Children ARE dependent on their parents until they are old enough to function on their own. A parent TEACHES independence and all the other skills that are needed to function in society.
I agree that the roles of a mother and father can be interchanged, but I do not agree that the roles of a mother and father should be exactly the same. That's a little like saying little boys should be exactly the same as little girls.
The reality is that boys and girls see the roles of mother and father differently. The way a boy listens to his father can be very different than the way he listens to his mother, and vice versa. This modern day meme that moms and dads should play the exact same roles is a fallacy, and makes it easier to accept single parenthood as just as good as a two-parent home. If both mom and dad are doing the EXACT same things, then what do we need to people for?
How often I have heard single moms say "I am my son's mom AND dad"? Maybe to you, but not to your son.
I am not saying a single mom cannot do a good job, but I am saying she could do a BETTER job with the father in the picture.

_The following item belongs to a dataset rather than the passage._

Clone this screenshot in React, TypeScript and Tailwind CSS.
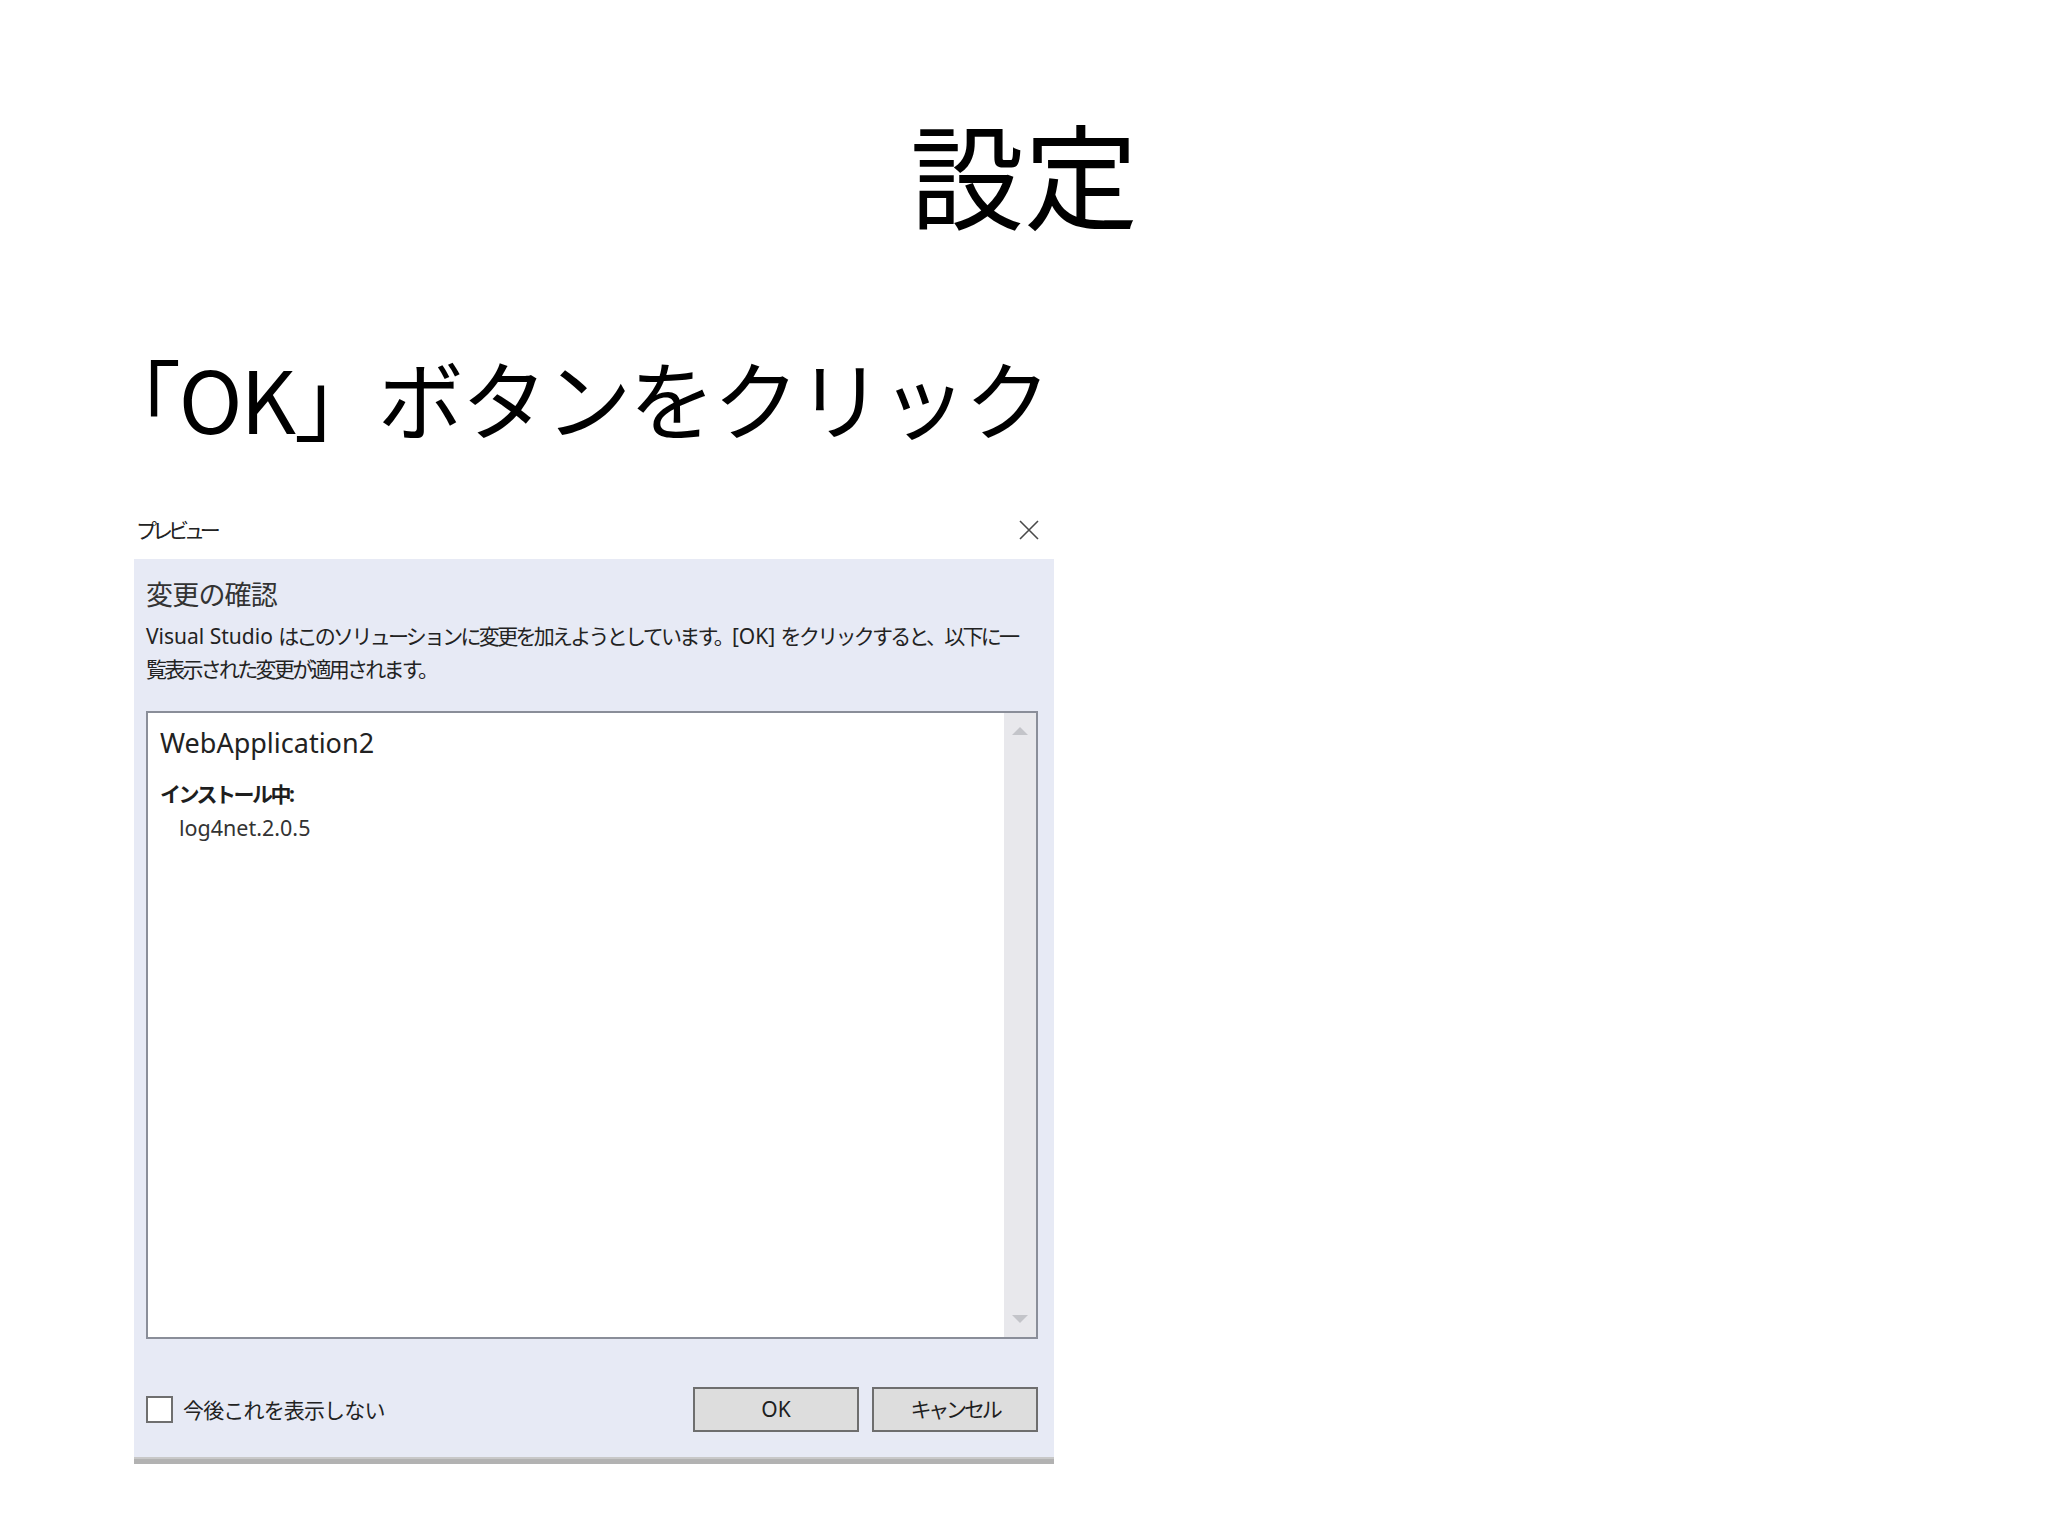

Of course there are many examples where this might be true (abusive father, for example) but pound for pound a child does better with a man and a woman raising him.
I cannot imagine a reality where it is BETTER for a child if BOTH parents are out of the picture most of the waking day. I am curious where you get this impression. How is that "positive for a child's development"? The child is going to develop regardless, should that development be fostered by a loving parent, or a stranger? Who do you want your child to learn values from?